### What is asked
Can the data below be set down again exactly, line for line?

### Dataset

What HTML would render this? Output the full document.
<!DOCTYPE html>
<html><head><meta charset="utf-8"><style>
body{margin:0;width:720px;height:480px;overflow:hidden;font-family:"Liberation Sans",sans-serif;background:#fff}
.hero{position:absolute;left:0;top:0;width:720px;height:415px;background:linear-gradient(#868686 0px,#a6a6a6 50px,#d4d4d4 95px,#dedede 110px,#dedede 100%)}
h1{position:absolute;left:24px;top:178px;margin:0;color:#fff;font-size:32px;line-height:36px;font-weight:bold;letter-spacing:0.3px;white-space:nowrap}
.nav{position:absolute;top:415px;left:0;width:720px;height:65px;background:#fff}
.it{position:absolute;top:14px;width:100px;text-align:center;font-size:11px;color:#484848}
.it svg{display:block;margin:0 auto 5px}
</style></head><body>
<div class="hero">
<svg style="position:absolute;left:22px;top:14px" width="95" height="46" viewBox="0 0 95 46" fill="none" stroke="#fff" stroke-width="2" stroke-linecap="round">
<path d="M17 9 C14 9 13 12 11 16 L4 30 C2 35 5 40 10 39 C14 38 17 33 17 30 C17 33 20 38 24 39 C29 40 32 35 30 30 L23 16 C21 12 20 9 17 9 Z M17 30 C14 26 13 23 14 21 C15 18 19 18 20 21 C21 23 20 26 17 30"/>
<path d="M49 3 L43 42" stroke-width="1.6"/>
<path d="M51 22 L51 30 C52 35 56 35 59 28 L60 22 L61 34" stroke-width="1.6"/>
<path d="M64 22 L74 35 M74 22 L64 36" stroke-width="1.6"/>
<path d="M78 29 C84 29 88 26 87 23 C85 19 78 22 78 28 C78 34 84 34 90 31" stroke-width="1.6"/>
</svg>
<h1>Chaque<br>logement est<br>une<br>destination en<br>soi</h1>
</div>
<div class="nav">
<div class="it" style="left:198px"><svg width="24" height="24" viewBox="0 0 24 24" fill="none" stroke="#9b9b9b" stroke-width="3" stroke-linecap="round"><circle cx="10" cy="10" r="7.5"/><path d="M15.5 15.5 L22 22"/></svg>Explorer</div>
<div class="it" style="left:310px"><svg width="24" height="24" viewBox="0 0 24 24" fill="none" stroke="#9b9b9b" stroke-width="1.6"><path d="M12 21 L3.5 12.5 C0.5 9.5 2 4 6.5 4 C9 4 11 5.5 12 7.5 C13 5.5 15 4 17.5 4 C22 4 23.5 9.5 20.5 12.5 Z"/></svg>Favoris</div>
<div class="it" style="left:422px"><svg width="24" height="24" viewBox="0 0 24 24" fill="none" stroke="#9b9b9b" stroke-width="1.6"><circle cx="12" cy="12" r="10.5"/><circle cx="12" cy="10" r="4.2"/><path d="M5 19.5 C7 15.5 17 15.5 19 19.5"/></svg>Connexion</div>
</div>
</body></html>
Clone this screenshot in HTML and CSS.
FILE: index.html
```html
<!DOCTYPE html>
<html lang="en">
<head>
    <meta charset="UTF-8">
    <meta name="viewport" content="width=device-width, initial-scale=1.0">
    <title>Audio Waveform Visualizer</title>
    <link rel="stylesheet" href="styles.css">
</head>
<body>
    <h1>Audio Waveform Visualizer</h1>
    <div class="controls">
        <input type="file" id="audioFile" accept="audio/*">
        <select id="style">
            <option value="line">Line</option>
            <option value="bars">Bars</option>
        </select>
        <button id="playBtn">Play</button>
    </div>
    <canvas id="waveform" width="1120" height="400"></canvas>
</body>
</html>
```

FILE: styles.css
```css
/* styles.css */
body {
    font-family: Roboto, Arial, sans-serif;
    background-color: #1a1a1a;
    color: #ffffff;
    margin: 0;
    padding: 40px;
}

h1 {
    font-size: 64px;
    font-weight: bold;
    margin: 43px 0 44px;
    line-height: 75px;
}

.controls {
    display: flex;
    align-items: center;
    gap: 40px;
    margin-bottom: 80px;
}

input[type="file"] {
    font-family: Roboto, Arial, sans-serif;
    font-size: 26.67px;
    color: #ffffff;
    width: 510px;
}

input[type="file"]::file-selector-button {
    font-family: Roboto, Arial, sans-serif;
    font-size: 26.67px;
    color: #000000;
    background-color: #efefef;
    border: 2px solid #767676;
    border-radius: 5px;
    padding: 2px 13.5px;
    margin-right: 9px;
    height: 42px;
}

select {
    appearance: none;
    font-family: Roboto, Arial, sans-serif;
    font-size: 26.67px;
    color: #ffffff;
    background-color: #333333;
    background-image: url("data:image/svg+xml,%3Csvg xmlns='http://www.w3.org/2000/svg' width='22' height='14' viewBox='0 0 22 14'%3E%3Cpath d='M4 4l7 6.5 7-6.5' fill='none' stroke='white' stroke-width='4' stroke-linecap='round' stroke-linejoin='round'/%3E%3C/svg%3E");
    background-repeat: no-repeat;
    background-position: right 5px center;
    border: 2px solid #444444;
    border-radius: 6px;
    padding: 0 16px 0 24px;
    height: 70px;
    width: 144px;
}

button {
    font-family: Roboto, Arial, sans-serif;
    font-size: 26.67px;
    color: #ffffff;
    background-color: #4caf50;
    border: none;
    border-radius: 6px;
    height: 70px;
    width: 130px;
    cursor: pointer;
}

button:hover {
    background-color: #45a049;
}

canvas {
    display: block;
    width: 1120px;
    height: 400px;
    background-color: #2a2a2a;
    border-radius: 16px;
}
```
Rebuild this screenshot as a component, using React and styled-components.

### Full output
What HTML would render this? Output the full document.
<!DOCTYPE html>
<html><head><meta charset="utf-8"><style>
body{margin:0;width:720px;height:480px;overflow:hidden;font-family:"Liberation Sans",sans-serif;background:#fff}
.hero{position:absolute;left:0;top:0;width:720px;height:415px;background:linear-gradient(#868686 0px,#a6a6a6 50px,#d4d4d4 95px,#dedede 110px,#dedede 100%)}
h1{position:absolute;left:24px;top:178px;margin:0;color:#fff;font-size:32px;line-height:36px;font-weight:bold;letter-spacing:0.3px;white-space:nowrap}
.nav{position:absolute;top:415px;left:0;width:720px;height:65px;background:#fff}
.it{position:absolute;top:14px;width:100px;text-align:center;font-size:11px;color:#484848}
.it svg{display:block;margin:0 auto 5px}
</style></head><body>
<div class="hero">
<svg style="position:absolute;left:22px;top:14px" width="95" height="46" viewBox="0 0 95 46" fill="none" stroke="#fff" stroke-width="2" stroke-linecap="round">
<path d="M17 9 C14 9 13 12 11 16 L4 30 C2 35 5 40 10 39 C14 38 17 33 17 30 C17 33 20 38 24 39 C29 40 32 35 30 30 L23 16 C21 12 20 9 17 9 Z M17 30 C14 26 13 23 14 21 C15 18 19 18 20 21 C21 23 20 26 17 30"/>
<path d="M49 3 L43 42" stroke-width="1.6"/>
<path d="M51 22 L51 30 C52 35 56 35 59 28 L60 22 L61 34" stroke-width="1.6"/>
<path d="M64 22 L74 35 M74 22 L64 36" stroke-width="1.6"/>
<path d="M78 29 C84 29 88 26 87 23 C85 19 78 22 78 28 C78 34 84 34 90 31" stroke-width="1.6"/>
</svg>
<h1>Chaque<br>logement est<br>une<br>destination en<br>soi</h1>
</div>
<div class="nav">
<div class="it" style="left:198px"><svg width="24" height="24" viewBox="0 0 24 24" fill="none" stroke="#9b9b9b" stroke-width="3" stroke-linecap="round"><circle cx="10" cy="10" r="7.5"/><path d="M15.5 15.5 L22 22"/></svg>Explorer</div>
<div class="it" style="left:310px"><svg width="24" height="24" viewBox="0 0 24 24" fill="none" stroke="#9b9b9b" stroke-width="1.6"><path d="M12 21 L3.5 12.5 C0.5 9.5 2 4 6.5 4 C9 4 11 5.5 12 7.5 C13 5.5 15 4 17.5 4 C22 4 23.5 9.5 20.5 12.5 Z"/></svg>Favoris</div>
<div class="it" style="left:422px"><svg width="24" height="24" viewBox="0 0 24 24" fill="none" stroke="#9b9b9b" stroke-width="1.6"><circle cx="12" cy="12" r="10.5"/><circle cx="12" cy="10" r="4.2"/><path d="M5 19.5 C7 15.5 17 15.5 19 19.5"/></svg>Connexion</div>
</div>
</body></html>
Clone this screenshot in HTML and CSS.
FILE: index.html
```html
<!DOCTYPE html>
<html lang="en">
<head>
    <meta charset="UTF-8">
    <meta name="viewport" content="width=device-width, initial-scale=1.0">
    <title>Audio Waveform Visualizer</title>
    <link rel="stylesheet" href="styles.css">
</head>
<body>
    <h1>Audio Waveform Visualizer</h1>
    <div class="controls">
        <input type="file" id="audioFile" accept="audio/*">
        <select id="style">
            <option value="line">Line</option>
            <option value="bars">Bars</option>
        </select>
        <button id="playBtn">Play</button>
    </div>
    <canvas id="waveform" width="1120" height="400"></canvas>
</body>
</html>
```

FILE: styles.css
```css
/* styles.css */
body {
    font-family: Roboto, Arial, sans-serif;
    background-color: #1a1a1a;
    color: #ffffff;
    margin: 0;
    padding: 40px;
}

h1 {
    font-size: 64px;
    font-weight: bold;
    margin: 43px 0 44px;
    line-height: 75px;
}

.controls {
    display: flex;
    align-items: center;
    gap: 40px;
    margin-bottom: 80px;
}

input[type="file"] {
    font-family: Roboto, Arial, sans-serif;
    font-size: 26.67px;
    color: #ffffff;
    width: 510px;
}

input[type="file"]::file-selector-button {
    font-family: Roboto, Arial, sans-serif;
    font-size: 26.67px;
    color: #000000;
    background-color: #efefef;
    border: 2px solid #767676;
    border-radius: 5px;
    padding: 2px 13.5px;
    margin-right: 9px;
    height: 42px;
}

select {
    appearance: none;
    font-family: Roboto, Arial, sans-serif;
    font-size: 26.67px;
    color: #ffffff;
    background-color: #333333;
    background-image: url("data:image/svg+xml,%3Csvg xmlns='http://www.w3.org/2000/svg' width='22' height='14' viewBox='0 0 22 14'%3E%3Cpath d='M4 4l7 6.5 7-6.5' fill='none' stroke='white' stroke-width='4' stroke-linecap='round' stroke-linejoin='round'/%3E%3C/svg%3E");
    background-repeat: no-repeat;
    background-position: right 5px center;
    border: 2px solid #444444;
    border-radius: 6px;
    padding: 0 16px 0 24px;
    height: 70px;
    width: 144px;
}

button {
    font-family: Roboto, Arial, sans-serif;
    font-size: 26.67px;
    color: #ffffff;
    background-color: #4caf50;
    border: none;
    border-radius: 6px;
    height: 70px;
    width: 130px;
    cursor: pointer;
}

button:hover {
    background-color: #45a049;
}

canvas {
    display: block;
    width: 1120px;
    height: 400px;
    background-color: #2a2a2a;
    border-radius: 16px;
}
```
Rebuild this screenshot as a component, using React and styled-components.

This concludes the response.